Dunn has himself to blame

The Chris Dunn era at Arizona was over before it began. In a day and age when players leave the school for more playing time or NBA riches, Dunn was a player who wanted to be here. Dunn messed up and now won't get to play at the school he wanted to star at. While it is easy to feel sorry for the young man, Dunn has no one to blame but himself.

Dunn could have been a great feel good story, small town boy goes unnoticed and falls into the lap of one of the nation's premier programs. Sadly, he won't get a chance to become a second Steve Kerr. Dunn leaves the program without playing a game and will be nothing more than a footnote in the annals of Arizona basketball.

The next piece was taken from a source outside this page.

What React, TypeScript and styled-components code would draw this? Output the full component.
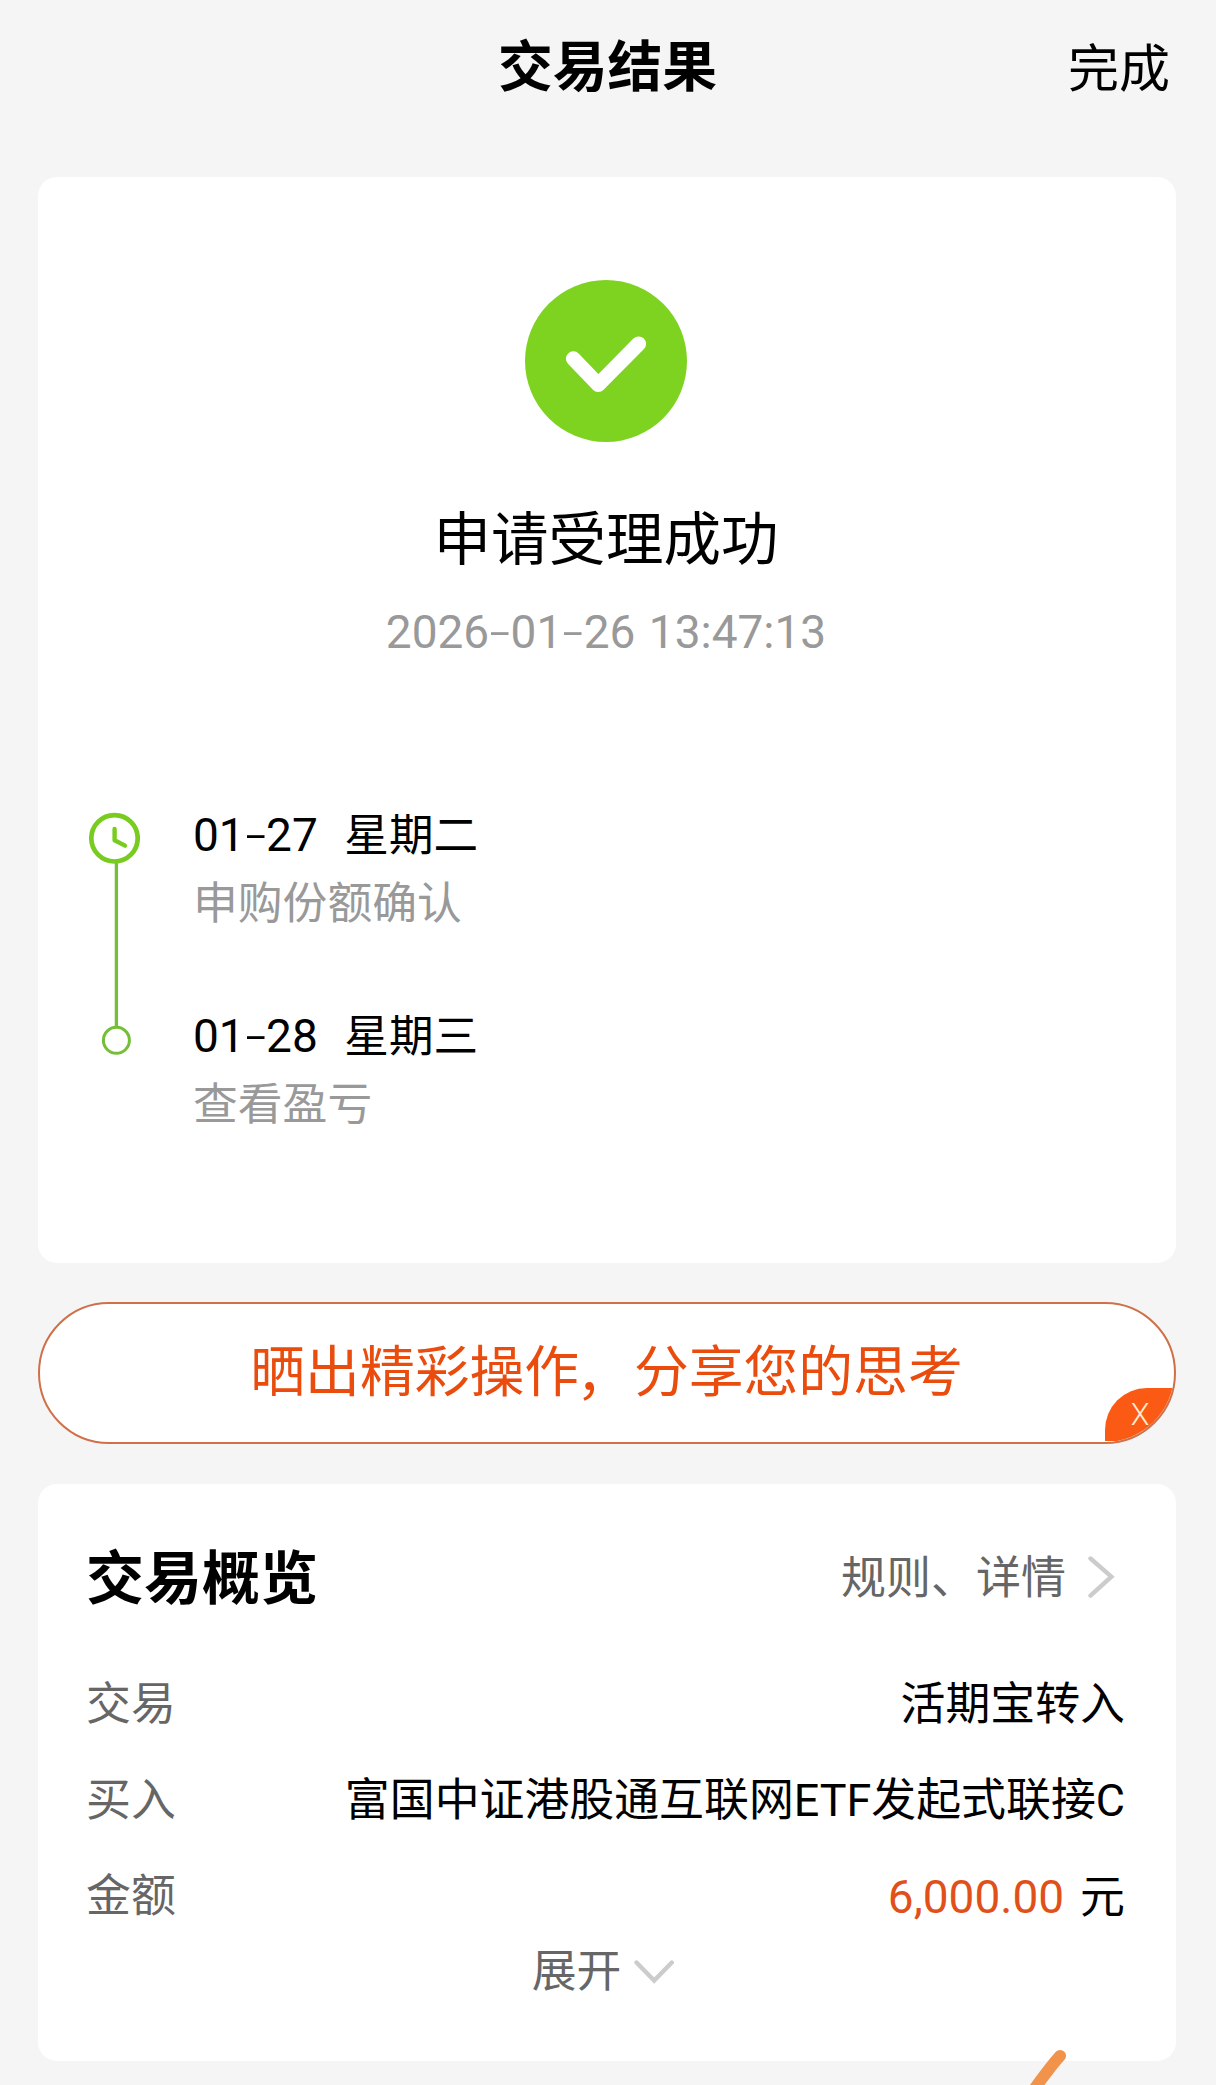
import React from "react";
import styled, { createGlobalStyle } from "styled-components";

const GlobalStyle = createGlobalStyle`
  * { box-sizing: border-box; }
  html, body { margin: 0; padding: 0; background: #f5f5f5; }
  body {
    font-family: Roboto, "Noto Sans CJK SC", sans-serif;
    color: #000;
    -webkit-font-smoothing: antialiased;
  }
`;

const Page = styled.div`
  position: relative;
  width: 1216px;
  height: 2085px;
  overflow: hidden;
  padding: 0 40px 0 38px;
  background: #f5f5f5;
`;

const Header = styled.header`
  display: grid;
  grid-template-columns: 1fr auto 1fr;
  align-items: center;
  height: 177px;
  padding-bottom: 43px;
`;

const HeaderTitle = styled.h1`
  grid-column: 2;
  margin: 0 0 0 1px;
  font-size: 54.8px;
  font-weight: 700;
  line-height: 80px;
`;

const DoneButton = styled.button`
  justify-self: end;
  margin: 6px -34px 0 0;
  padding: 0 40px 0 0;
  border: 0;
  background: none;
  color: #000;
  font: inherit;
  font-size: 51px;
  line-height: 80px;
`;

const Card = styled.section<{ $height: number; $pad: string }>`
  height: ${(p) => p.$height}px;
  padding: ${(p) => p.$pad};
  border-radius: 19px;
  background: #fff;
`;

const Status = styled.div`
  display: flex;
  flex-direction: column;
  align-items: center;
`;

const SuccessIcon = styled.svg`
  width: 162px;
  height: 162px;
`;

const StatusTitle = styled.h2`
  margin: 59px 0 0;
  font-size: 57.5px;
  font-weight: 400;
  line-height: 80px;
`;

const StatusTime = styled.time`
  margin-top: 21px;
  color: #999;
  font-size: 46px;
  line-height: 60px;
  word-spacing: 2px;
`;

const Dash = styled.span`
  display: inline-block;
  width: 21.4px;
  text-align: center;
  font-family: Inter, sans-serif;
  font-weight: 300;
  line-height: 1;
  transform: scaleX(1.25);
`;

const Timeline = styled.div`
  display: flex;
  gap: 53px;
  margin-top: 139px;
`;

const TimelineTrack = styled.svg`
  width: 52px;
  height: 254px;
`;

const TimelineList = styled.ol`
  display: flex;
  flex-direction: column;
  gap: 64px;
  margin: 0;
  padding: 0;
  list-style: none;
`;

const StepDate = styled.div`
  display: flex;
  gap: 26.5px;
  height: 69px;
  font-size: 46px;
  line-height: 68px;
`;

const Weekday = styled.span`
  padding-top: 1px;
  font-size: 44.6px;
`;

const StepText = styled.div`
  color: #999;
  font-size: 44.8px;
  line-height: 68px;
`;

const ShareBanner = styled.div`
  position: relative;
  display: flex;
  align-items: center;
  justify-content: center;
  height: 142px;
  margin: 39px 0 40px;
  padding: 0 1px 2px 0;
  overflow: hidden;
  border: 2px solid #cf7049;
  border-radius: 71px;
  background: #fff;
  color: #ea4c0e;
  font-size: 54.8px;
  line-height: 80px;
`;

const Comma = styled.span`
  display: inline-block;
  line-height: 1;
  transform: translate(-3px, 3px);
`;

const CloseTab = styled.button`
  position: absolute;
  right: -2px;
  bottom: 1px;
  width: 71px;
  height: 53px;
  padding: 0 1px 0 0;
  border: 0;
  border-radius: 42px 0 0 0;
  background: #fb5a14;
  color: #ffeccf;
  font: inherit;
  font-size: 30.5px;
  font-weight: 300;
  line-height: 53px;
  text-align: center;
`;

const OverviewHead = styled.div`
  display: flex;
  align-items: center;
  justify-content: space-between;
  margin-bottom: 38px;
`;

const OverviewTitle = styled.h2`
  margin: 0;
  font-size: 58px;
  font-weight: 700;
  line-height: 80px;
`;

const RulesLink = styled.a`
  display: flex;
  align-items: center;
  gap: 22px;
  padding-right: 9px;
  color: #666;
  font-size: 45px;
  line-height: 80px;
`;

const Row = styled.div`
  display: flex;
  align-items: center;
  justify-content: space-between;
  height: 96px;
  font-size: 44.9px;
  line-height: 68px;
`;

const Label = styled.span`
  color: #666;
`;

const Value = styled.span`
  color: #000;
  white-space: pre;
`;

const Amount = styled.span`
  margin-right: 16px;
  color: #e2501a;
  font-size: 46px;
`;

const Expand = styled.button`
  display: flex;
  align-items: center;
  gap: 13px;
  margin: 0 auto;
  padding: 0 5px 0 0;
  border: 0;
  background: none;
  color: #666;
  font: inherit;
  font-size: 44.8px;
  line-height: 54px;
`;

const FloatingStroke = styled.svg`
  position: absolute;
  left: 1016px;
  top: 2035px;
  width: 60px;
  height: 50px;
`;

const steps = [
  { date: "01-27", day: "星期二", text: "申购份额确认" },
  { date: "01-28", day: "星期三", text: "查看盈亏" },
];

function DateText({ value }: { value: string }) {
  return (
    <span>
      {value.split("-").map((part, i) => (
        <React.Fragment key={i}>
          {i > 0 && <Dash>-</Dash>}
          {part}
        </React.Fragment>
      ))}
    </span>
  );
}

export default function App() {
  return (
    <>
      <GlobalStyle />
      <Page>
        <Header>
          <HeaderTitle>交易结果</HeaderTitle>
          <DoneButton>完成</DoneButton>
        </Header>

        <Card $height={1086} $pad="103px 52px 0 50px">
          <Status>
            <SuccessIcon viewBox="0 0 162 162">
              <circle cx="81" cy="81" r="81" fill="#7ed321" />
              <path
                d="M48.3 78.7 73.3 104.6 113.7 63.8"
                fill="none"
                stroke="#fff"
                strokeWidth="14.8"
                strokeLinecap="round"
                strokeLinejoin="round"
              />
            </SuccessIcon>
            <StatusTitle>申请受理成功</StatusTitle>
            <StatusTime>
              <DateText value="2026-01-26 13:47:13" />
            </StatusTime>
          </Status>
          <Timeline>
            <TimelineTrack viewBox="0 0 52 254" fill="none">
              <path d="M28.4 62V225" stroke="#74be38" strokeWidth="3.3" />
              <circle cx="26.5" cy="37.3" r="23.2" stroke="#78cc20" strokeWidth="4.7" />
              <path
                d="M26.6 28V39.3L37 44.6"
                stroke="#78cc20"
                strokeWidth="4.4"
                strokeLinecap="round"
                strokeLinejoin="round"
              />
              <circle cx="28.4" cy="239.3" r="13" stroke="#74be38" strokeWidth="3" />
            </TimelineTrack>
            <TimelineList>
              {steps.map((s) => (
                <li key={s.date}>
                  <StepDate>
                    <DateText value={s.date} />
                    <Weekday>{s.day}</Weekday>
                  </StepDate>
                  <StepText>{s.text}</StepText>
                </li>
              ))}
            </TimelineList>
          </Timeline>
        </Card>

        <ShareBanner>
          <span>
            晒出精彩操作<Comma>，</Comma>分享您的思考
          </span>
          <CloseTab>X</CloseTab>
        </ShareBanner>

        <Card $height={577} $pad="55px 51px 0 48px">
          <OverviewHead>
            <OverviewTitle>交易概览</OverviewTitle>
            <RulesLink>
              规则、详情
              <svg width="28" height="46" viewBox="0 0 28 46" fill="none">
                <path
                  d="M2.5 2.5 23.4 20.7 2.5 39.6"
                  stroke="#ccc"
                  strokeWidth="4.4"
                  strokeLinecap="round"
                />
              </svg>
            </RulesLink>
          </OverviewHead>
          <Row>
            <Label>交易</Label>
            <Value>活期宝转入</Value>
          </Row>
          <Row>
            <Label>买入</Label>
            <Value>富国中证港股通互联网ETF发起式联接C</Value>
          </Row>
          <Row>
            <Label>金额</Label>
            <Value>
              <Amount>6,000.00</Amount>元
            </Value>
          </Row>
          <Expand>
            展开
            <svg width="40" height="26" viewBox="0 0 40 26" fill="none">
              <path
                d="M2.5 3.5 20.2 21.5 37.8 3.5"
                stroke="#ccc"
                strokeWidth="4.4"
                strokeLinecap="round"
              />
            </svg>
          </Expand>
        </Card>

        <FloatingStroke viewBox="0 0 60 50" fill="none">
          <path
            d="M44.2 20.8Q34 32 14 60"
            stroke="#f2934c"
            strokeWidth="11.7"
            strokeLinecap="round"
          />
        </FloatingStroke>
      </Page>
    </>
  );
}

Dunn won't even get a mention in the media guide. By redshirting he never became a letterman and won't be included in the list of Wildcats who wore the uniform. He'll be no more remembered than players like Tony Clark and Orlando Vega.

Frankly, Dunn just did not get it done. He had every opportunity to succeed and did not. Call it the folly of youth, call it irresponsibility, call it a harsh lesson, Dunn won't get a chance to play basketball at Arizona. Before Dunn even had a chance to see if his grades at Pima were good enough, his opportunity was lost. Lute Olson brought in Ivan Radenovic and all but ended Dunn's involvement with Arizona basketball.

On Friday he made it official.

"I can say that he is not a recruit," Olson told a small group of reporters following a press conference.

Dunn was ruled academically ineligible last August and had to withdraw from the University. Originally he was going to enroll at Cochise College in hopes of coming back to Arizona in a year, but instead he tried the riskier route of going to Pima and trying to get eligible by the semester break.

The coaching staff made Dunn no promises but did give him a conditioning program and told him to keep in contact so they could monitor his progress.

Oddly, Dunn had almost no contact with the staff. Sources close to the program have said that soon after the semester began Dunn had almost no contact with the staff. They had no idea how his grades were or how his classes were going. They had no idea if he was working out or what he was doing in terms of playing basketball.

Stranger still was the fact that Dunn had ample opportunities to communicate with the staff. Not only did Dunn remain in town, but he was seen almost every day at the Arizona student union having lunch. Although it is less than a ten minute walk from the union to McKale Center, Dunn did not attempt to let the coaches know what was going on.

Dunn burned a lot of bridges at the time he was originally ruled ineligible. Although he was nothing more than a practice player, Dunn's academic woes became apparent in his first semester. The coaches made the decision to leave him off road trips so that he could focus on academics, but he entered the summer needing a strong showing in summer school to not only stay eligible but stay enrolled. Obviously, he did not get things done over the summer.

What made matters worse is that the Cats were relying on Dunn after losing both Ndudi Ebi and Dennis Latimore unexpectedly.

Some wonder why the coaches didn't do more, but according to people within the athletic department, the staff did everything they could to help Dunn.

"He just dropped the ball," said one source.

According to friends, Dunn got caught up in the life of an Arizona basketball player. He enjoyed the fame and notoriety and everything that it brings. The small town kid from Hobbs, NM was a big deal on the UA campus and that became a distraction.

Initially Olson and the staff felt burned. They gave Dunn all of the tools to succeed and he still failed. Despite letting a lot of people down, Dunn was needed and had a glimmer of hope in returning. The Cats were thin on the inside and got even thinner when Isaiah Fox went down in the second game of the season. Dunn's chances got better because the Cats needed him.

Then Radenovic happened. The Cats had been looking at the Serbian since Dunn's initial troubles, but now the big man was a reality and Dunn's window of opportunity was slammed shut.

By all accounts Dunn was a good kid and a good ball player. He was bright, likable and had a load of potential. However, none of that mattered in the end. Olson has little patience and wasn't going to baby sit Dunn. He wasn't going to chase him down at Pima. Time and time again he made his expectations known and time and time again Dunn failed to live up to them.

What Dunn will do now is a mystery. Attempts to contact him have failed. He has many options and will likely play college ball, just not at the school he had hoped.

Not to long ago the question about Dunn was "how good can he be?" Now it has become "what could have been?"